Second, it would seem that, if mutual credit unions expand their unrelated business activities too much, they may risk loss of exemption because they are not organized and operated for mutual purposes and without profit. In other words, the unrelated business activities may completely take over the mutuality features. Nevertheless, the IRS seems to recognize an organization as a credit union for purposes of §501(c)(14) if it is a credit union under state law.5 The efforts of the IRS concerning credit unions have emphasized the application of the unrelated business income tax rather than the question of eligibility for exemption.

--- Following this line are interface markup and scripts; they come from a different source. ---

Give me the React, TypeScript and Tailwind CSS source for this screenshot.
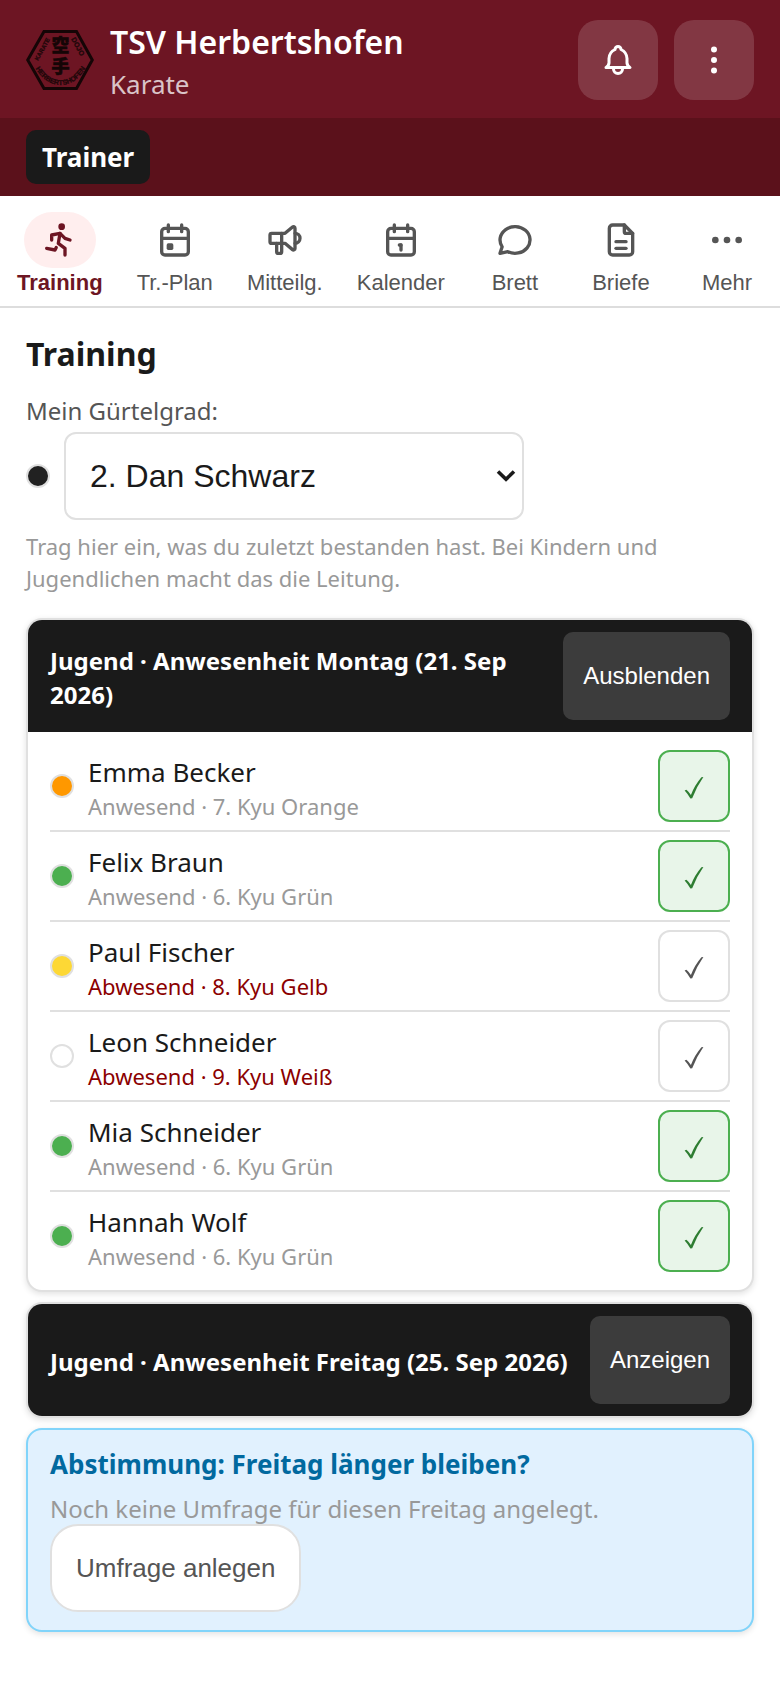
import { useState } from 'react';
import {
  TbBell,
  TbCalendar,
  TbCalendarEvent,
  TbDots,
  TbDotsVertical,
  TbFileDescription,
  TbMessageCircle,
  TbRun,
  TbSpeakerphone,
} from 'react-icons/tb';
import type { IconType } from 'react-icons';
import clsx from 'clsx';

interface Tab {
  label: string;
  icon: IconType;
}

interface Member {
  name: string;
  grade: string;
  belt: string;
  present: boolean;
}

const tabs: Tab[] = [
  { label: 'Training', icon: TbRun },
  { label: 'Tr.-Plan', icon: TbCalendarEvent },
  { label: 'Mitteilg.', icon: TbSpeakerphone },
  { label: 'Kalender', icon: TbCalendar },
  { label: 'Brett', icon: TbMessageCircle },
  { label: 'Briefe', icon: TbFileDescription },
  { label: 'Mehr', icon: TbDots },
];

const initialMembers: Member[] = [
  { name: 'Emma Becker', grade: '7. Kyu Orange', belt: 'bg-[#ff9800]', present: true },
  { name: 'Felix Braun', grade: '6. Kyu Grün', belt: 'bg-[#4caf50]', present: true },
  { name: 'Paul Fischer', grade: '8. Kyu Gelb', belt: 'bg-[#fdd835]', present: false },
  { name: 'Leon Schneider', grade: '9. Kyu Weiß', belt: 'bg-white', present: false },
  { name: 'Mia Schneider', grade: '6. Kyu Grün', belt: 'bg-[#4caf50]', present: true },
  { name: 'Hannah Wolf', grade: '6. Kyu Grün', belt: 'bg-[#4caf50]', present: true },
];

const grades = ['1. Dan Schwarz', '2. Dan Schwarz', '3. Dan Schwarz'];

function Logo() {
  return (
    <svg className="h-15 w-17 shrink-0" viewBox="0 0 68 60" role="img" aria-label="Karate Dojo Herbertshofen">
      <path d="M18 1.5H50.5L66.3 30L50.5 58.5H18L1.7 30Z" fill="none" stroke="#150506" strokeWidth="3" />
      <defs>
        <path id="logo-left" d="M12 31L25 8" />
        <path id="logo-right" d="M45 9L57 31" />
        <path id="logo-bottom" d="M7 34Q18 55 34.5 55Q51 55 62 34" />
      </defs>
      <g
        fill="#1c0709"
        stroke="#1c0709"
        strokeWidth="0.3"
        fontFamily="'Liberation Sans', sans-serif"
        fontWeight="700"
        fontSize="7"
      >
        <text fontSize="6">
          <textPath href="#logo-left">KARATE</textPath>
        </text>
        <text>
          <textPath href="#logo-right">DOJO</textPath>
        </text>
        <text textAnchor="middle">
          <textPath href="#logo-bottom" startOffset="50%">
            HERBERTSHOFEN
          </textPath>
        </text>
      </g>
      <g
        fill="#150506"
        stroke="#150506"
        strokeWidth="0.6"
        fontFamily="'Noto Sans CJK JP', sans-serif"
        fontWeight="900"
        fontSize="18"
        textAnchor="middle"
      >
        <text x="34.5" y="22">
          空
        </text>
        <text x="34.5" y="43">
          手
        </text>
      </g>
    </svg>
  );
}

function BeltDot({ color }: { color: string }) {
  return <span className={clsx('size-6 shrink-0 rounded-full border-2 border-[#e0e0e0]', color)} />;
}

function CheckMark() {
  return (
    <svg className="h-6 w-5" viewBox="0 0 20 24" fill="currentColor" aria-hidden="true">
      <path d="M.6 14.6L2.4 13.8Q4.3 15 6.9 18.9Q10.6 9.4 17.4 1.3L19.4 1Q12.6 10.6 8.2 22.3L6.4 22.5Q3.6 17.8.6 14.6Z" />
    </svg>
  );
}

function Header() {
  return (
    <header>
      <div className="flex items-center gap-4 bg-[#6d1523] px-6.5 pt-5 pb-4.5">
        <Logo />
        <div className="-mb-1 flex-1 text-white">
          <p className="text-[32px] leading-11 font-semibold">TSV Herbertshofen</p>
          <p className="text-[26px] leading-10 text-white/75">Karate</p>
        </div>
        <button
          type="button"
          aria-label="Benachrichtigungen"
          className="grid size-20 cursor-pointer place-items-center rounded-[20px] bg-white/15 text-white"
        >
          <TbBell className="size-9" />
        </button>
        <button
          type="button"
          aria-label="Menü"
          className="grid size-20 cursor-pointer place-items-center rounded-[20px] bg-white/15 text-white"
        >
          <TbDotsVertical className="size-9" />
        </button>
      </div>
      <div className="flex bg-[#5b111b] px-6.5 py-3">
        <span className="rounded-[10px] bg-[#1a1a1a] px-4 py-2 text-[26px] leading-[38px] font-bold text-white">
          Trainer
        </span>
      </div>
    </header>
  );
}

function TabBar() {
  const [active, setActive] = useState('Training');

  return (
    <nav className="flex border-b-2 border-[#dddddd] pt-4 pb-2 font-['Liberation_Sans',Arial,sans-serif]">
      {tabs.map(({ label, icon: Icon }) => (
        <button
          key={label}
          type="button"
          onClick={() => setActive(label)}
          className={clsx(
            'flex flex-auto cursor-pointer flex-col items-center text-[22px] leading-[30px]',
            label === active ? 'font-bold text-[#6d1523]' : 'text-[#555555]',
          )}
        >
          <span className={clsx('grid h-14 w-18 place-items-center rounded-full', label === active && 'bg-[#ffeeee]')}>
            <Icon className="size-10" />
          </span>
          {label}
        </button>
      ))}
    </nav>
  );
}

function GradeSelect() {
  const [grade, setGrade] = useState('2. Dan Schwarz');

  return (
    <div>
      <label htmlFor="grade" className="block text-2xl leading-[42px] text-[#555555]">
        Mein Gürtelgrad:
      </label>
      <div className="flex items-center gap-3.5">
        <BeltDot color="bg-[#212121]" />
        <div className="relative w-full max-w-[460px]">
          <select
            id="grade"
            value={grade}
            onChange={(e) => setGrade(e.target.value)}
            className="h-22 w-full cursor-pointer appearance-none rounded-xl border-2 border-[#e0e0e0] bg-white px-6 font-['Liberation_Sans',Arial,sans-serif] text-[32px] text-[#1a1a1a]"
          >
            {grades.map((g) => (
              <option key={g}>{g}</option>
            ))}
          </select>
          <svg
            className="pointer-events-none absolute inset-y-0 right-2 my-auto h-3 w-5"
            viewBox="0 0 20 12"
            fill="none"
            stroke="#1a1a1a"
            strokeWidth="3.6"
          >
            <path d="M2 1.5L10 9.3L18 1.5" />
          </svg>
        </div>
      </div>
      <p className="mt-2.5 text-[22px] leading-8 text-[#999999]">
        Trag hier ein, was du zuletzt bestanden hast. Bei Kindern und Jugendlichen macht das die Leitung.
      </p>
    </div>
  );
}

interface AttendanceCardProps {
  title: string;
  members: Member[];
  defaultOpen?: boolean;
}

function AttendanceCard({ title, members, defaultOpen = false }: AttendanceCardProps) {
  const [open, setOpen] = useState(defaultOpen);
  const [list, setList] = useState(members);

  const toggle = (name: string) =>
    setList((prev) => prev.map((m) => (m.name === name ? { ...m, present: !m.present } : m)));

  return (
    <section className="overflow-hidden rounded-2xl border-2 border-[#e0e0e0] bg-white shadow-[0_2px_6px_rgba(0,0,0,0.12)]">
      <div className="flex items-center justify-between gap-3 bg-[#1a1a1a] px-5.5 py-3">
        <h2 className="pt-1 text-2xl leading-[34px] font-bold text-white">{title}</h2>
        <button
          type="button"
          onClick={() => setOpen(!open)}
          className="h-22 shrink-0 cursor-pointer rounded-[10px] bg-white/15 px-5 font-['Liberation_Sans',Arial,sans-serif] text-2xl text-white"
        >
          {open ? 'Ausblenden' : 'Anzeigen'}
        </button>
      </div>
      {open && (
        <ul className="px-5.5 py-2.5">
          {list.map((m) => (
            <li key={m.name} className="flex items-center gap-3.5 border-b-2 border-[#e0e0e0] py-2 last:border-b-0">
              <BeltDot color={m.belt} />
              <div className="flex-1 pt-1">
                <p className="text-[26px] leading-9 text-[#1a1a1a]">{m.name}</p>
                <p className={clsx('text-[22px] leading-8', m.present ? 'text-[#999999]' : 'text-[#8b0000]')}>
                  {`${m.present ? 'Anwesend' : 'Abwesend'} · ${m.grade}`}
                </p>
              </div>
              <button
                type="button"
                aria-label={`${m.name} anwesend`}
                aria-pressed={m.present}
                onClick={() => toggle(m.name)}
                className={clsx(
                  'grid size-18 cursor-pointer place-items-center rounded-xl border-2 pt-1',
                  m.present ? 'border-[#4caf50] bg-[#e8f5e9] text-[#2e7d32]' : 'border-[#e0e0e0] bg-white text-[#555555]',
                )}
              >
                <CheckMark />
              </button>
            </li>
          ))}
        </ul>
      )}
    </section>
  );
}

function PollCard() {
  return (
    <section className="rounded-2xl border-2 border-[#81d4fa] bg-[#e1f1fe] px-5.5 py-4.5 shadow-[0_2px_6px_rgba(0,0,0,0.12)]">
      <h2 className="text-[26px] leading-8 font-bold text-[#01699f]">Abstimmung: Freitag länger bleiben?</h2>
      <p className="mt-3.5 text-2xl leading-[30px] text-[#999999]">Noch keine Umfrage für diesen Freitag angelegt.</p>
      <button
        type="button"
        className="h-22 cursor-pointer rounded-[28px] border-2 border-[#e0e0e0] bg-white px-6 font-['Liberation_Sans',Arial,sans-serif] text-[26px] text-[#555555]"
      >
        Umfrage anlegen
      </button>
    </section>
  );
}

export default function App() {
  return (
    <div className="min-h-screen bg-white font-['Segoe_UI','Noto_Sans',sans-serif] text-[#1a1a1a]">
      <Header />
      <TabBar />
      <main className="flex flex-col gap-3 px-6.5 py-5.5">
        <h1 className="text-[32px] leading-12 font-bold">Training</h1>
        <GradeSelect />
        <div className="mt-3 flex flex-col gap-2.5">
          <AttendanceCard title="Jugend · Anwesenheit Montag (21. Sep 2026)" members={initialMembers} defaultOpen />
          <AttendanceCard title="Jugend · Anwesenheit Freitag (25. Sep 2026)" members={initialMembers} />
          <PollCard />
        </div>
      </main>
    </div>
  );
}
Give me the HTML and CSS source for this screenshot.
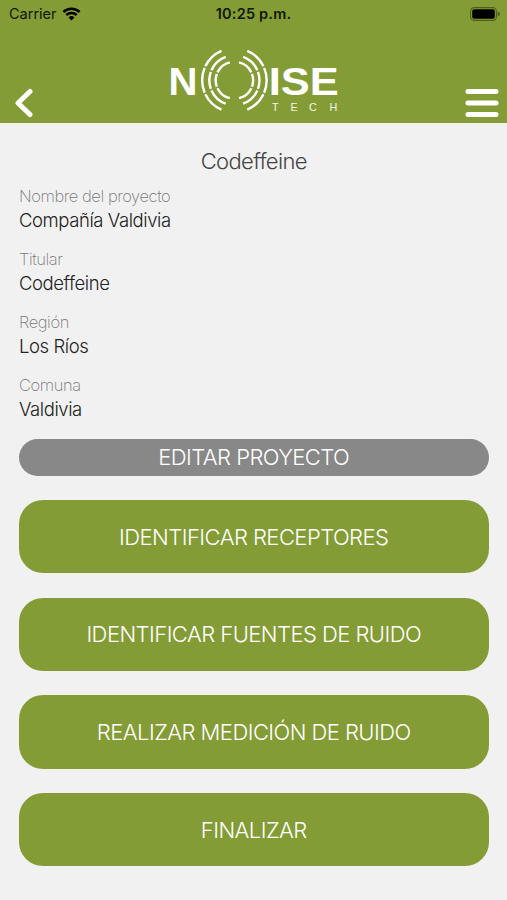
FILE: index.html
```html
<!DOCTYPE html>
<html lang="es">
<head>
	<meta charset="UTF-8">
	<meta name="viewport" content="width=device-width, initial-scale=1.0">
	<title>Noise Tech</title>
	<link rel="stylesheet" href="styles.css">
</head>
<body>
	<header class="header">
		<div class="status-bar">
			<div class="carrier">
				<span class="carrier-name">Carrier</span>
				<svg class="wifi" width="19" height="14" viewBox="0 0 19 14">
					<path d="M1.4 5 A11.6 11.6 0 0 1 17.6 5" />
					<path d="M4.3 8 A7.5 7.5 0 0 1 14.7 8" />
					<path class="wifi-dot" d="M9.5 13.4 L6.6 10.5 A4.1 4.1 0 0 1 12.4 10.5 Z" />
				</svg>
			</div>
			<span class="time">10:25 p.m.</span>
			<svg class="battery" width="30" height="14" viewBox="0 0 30 14">
				<rect class="battery-case" x="0.6" y="0.6" width="25.8" height="12.8" rx="3.6" />
				<rect x="2.2" y="2.2" width="22.6" height="9.6" rx="2" />
				<path class="battery-tip" d="M27.6 4.5 Q30 5.4 30 7 Q30 8.6 27.6 9.5 Z" />
			</svg>
		</div>
		<div class="nav-bar">
			<button class="icon-btn" aria-label="Volver">
				<svg width="18" height="30" viewBox="0 0 18 30">
					<path d="M15 3.5 L3 15 L15 26.5" />
				</svg>
			</button>
			<svg class="logo" width="190" height="80" viewBox="0 0 190 80">
				<text class="logo-main" x="8.4" y="54.6" textLength="29" lengthAdjust="spacingAndGlyphs">N</text>
				<text class="logo-main" x="108.8" y="54.6" textLength="70" lengthAdjust="spacingAndGlyphs">ISE</text>
				<text class="logo-sub" x="112 130.5 149 169.5" y="70.5">TECH</text>
				<g id="waves">
					<path pathLength="134" stroke-dasharray="41 3 46 3 41" d="M61.5 10.9 A32 32 0 0 0 61.5 69.7" />
					<path pathLength="140" stroke-dasharray="46 4 40 4 46" d="M65.7 16.9 A24.9 24.9 0 0 0 65.7 63.7" />
					<path pathLength="150" stroke-dasharray="50 5 40 5 50" d="M69.8 22.4 A18.4 18.4 0 0 0 69.8 58.2" />
				</g>
				<use href="#waves" transform="translate(148.8 0) scale(-1 1)" />
			</svg>
			<button class="icon-btn" aria-label="Menú">
				<svg width="34" height="30" viewBox="0 0 34 30">
					<path d="M3 3.5 H31 M3 15 H31 M3 26.5 H31" />
				</svg>
			</button>
		</div>
	</header>

	<main class="content">
		<h1 class="title">Codeffeine</h1>
		<dl class="details">
			<div class="field">
				<dt>Nombre del proyecto</dt>
				<dd>Compañía Valdivia</dd>
			</div>
			<div class="field">
				<dt>Titular</dt>
				<dd>Codeffeine</dd>
			</div>
			<div class="field">
				<dt>Región</dt>
				<dd>Los Ríos</dd>
			</div>
			<div class="field">
				<dt>Comuna</dt>
				<dd>Valdivia</dd>
			</div>
		</dl>
		<div class="actions">
			<button class="btn btn-edit">EDITAR PROYECTO</button>
			<button class="btn">IDENTIFICAR RECEPTORES</button>
			<button class="btn">IDENTIFICAR FUENTES DE RUIDO</button>
			<button class="btn">REALIZAR MEDICIÓN DE RUIDO</button>
			<button class="btn">FINALIZAR</button>
		</div>
	</main>
</body>
</html>
```
FILE: styles.css
```css
* {
	box-sizing: border-box;
}

body {
	margin: 0;
	min-height: 900px;
	background-color: #f1f1f1;
	font-family: Inter, "Liberation Sans", sans-serif;
	color: #222;
}

button {
	border: none;
	padding: 0;
	font-family: inherit;
	cursor: pointer;
}

.header {
	height: 123px;
	background-color: #849c35;
}

.status-bar {
	display: grid;
	grid-template-columns: 1fr auto 1fr;
	align-items: center;
	height: 27px;
	padding: 0 7px 0 9px;
	color: #111704;
}

.carrier {
	display: flex;
	align-items: center;
	gap: 5px;
}

.carrier-name {
	font-size: 14.5px;
}

.wifi {
	fill: none;
	stroke: #000;
	stroke-width: 2.5;
}

.wifi-dot {
	fill: #000;
	stroke: none;
}

.time {
	margin-right: 2px;
	font-size: 14.5px;
	font-weight: 600;
	letter-spacing: 0.2px;
}

.battery {
	justify-self: end;
}

.battery-case {
	fill: none;
	stroke: #4f5f1b;
	stroke-width: 1.1;
}

.battery-tip {
	fill: #4f5f1b;
}

.nav-bar {
	display: flex;
	justify-content: space-between;
	align-items: flex-end;
	height: 91px;
	padding: 0 8px 0 15px;
}

.icon-btn {
	display: flex;
	background: none;
}

.icon-btn path {
	fill: none;
	stroke: #fff;
	stroke-width: 5;
	stroke-linecap: round;
	stroke-linejoin: round;
}

.logo {
	margin: 0 0 -2px 12px;
}

.logo-main {
	font: bold 39px "Liberation Sans", sans-serif;
	fill: #fff;
}

.logo-sub {
	font: 10.8px "Liberation Sans", sans-serif;
	fill: #f3f7e4;
}

#waves path {
	fill: none;
	stroke: #fff;
	stroke-width: 2.4;
}

.content {
	padding: 0 18.5px 0 19px;
}

.title {
	margin: 0;
	padding-top: 24px;
	font-size: 22px;
	font-weight: 300;
	line-height: 28px;
	letter-spacing: -0.65px;
	text-align: center;
	color: #444;
}

.details {
	display: flex;
	flex-direction: column;
	gap: 15px;
	margin: 9px 0 0;
}

.field {
	height: 48px;
}

.field dt {
	font-size: 16.5px;
	font-weight: 200;
	line-height: 24px;
	letter-spacing: -0.42px;
	color: #777;
}

.field dd {
	margin: 0;
	font-size: 18.5px;
	font-weight: 350;
	line-height: 24px;
	letter-spacing: -0.42px;
}

.actions {
	display: flex;
	flex-direction: column;
	gap: 24.4px;
	margin-top: 17.5px;
}

.btn {
	height: 73.3px;
	border-radius: 24px;
	background-color: #849c35;
	color: #fff;
	font-size: 22px;
	font-weight: 300;
	letter-spacing: -0.55px;
}

.btn-edit {
	height: 37px;
	border-radius: 18.5px;
	background-color: #888;
}
```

Third, all the favorable rulings are based on a close connection between promoting thrift and providing low-cost credit to those unable to obtain loans from traditional sources. There may be a question raised as to whether modern exempt credit unions actually do provide the type of credit on which the exemption is based. To show that the rationale for their exempt status has not become obsolete, credit unions may have to compile statistics showing that they do actually make a substantial number of loans to low-income members, in small amounts, or to those in underserved areas.

For more information, in the Tax Management Portfolios, see Freitag, 874 T.M., Unrelated Business Income Tax, and in Tax Practice Series, see ¶6710, The Unrelated Business Income Tax.

1 Alabama Central Credit Union v. U.S., 646 F. Supp. 1199, 1201 (N.D. Ala. 1986).

2 See U.S. H.R. Committee on Ways and Means Hearing on Review of Credit Union Tax Exemption (Nov. 3, 2005).

3 The technical advice memoranda referred to in the text are: TAMs 200725047-057; TAMs 200717030-036; TAMs 200710017-019; and TAMs 200709072-073. TAM 9548001 is an earlier memorandum reaching the same conclusions.

4 Community First Credit Union v. U.S., (No. 1:08-cv-00057) (E.D. Wis.) (Doc 2008-4921).

5 La Caisse Populaire Ste. Marie v. U.S., 563 F.2d 505 (1st Cir. 1977) (credit union eligible for exemption even though it offered some services usually offered by other financial institutions because the organization was recognized as a credit union under the applicable state law).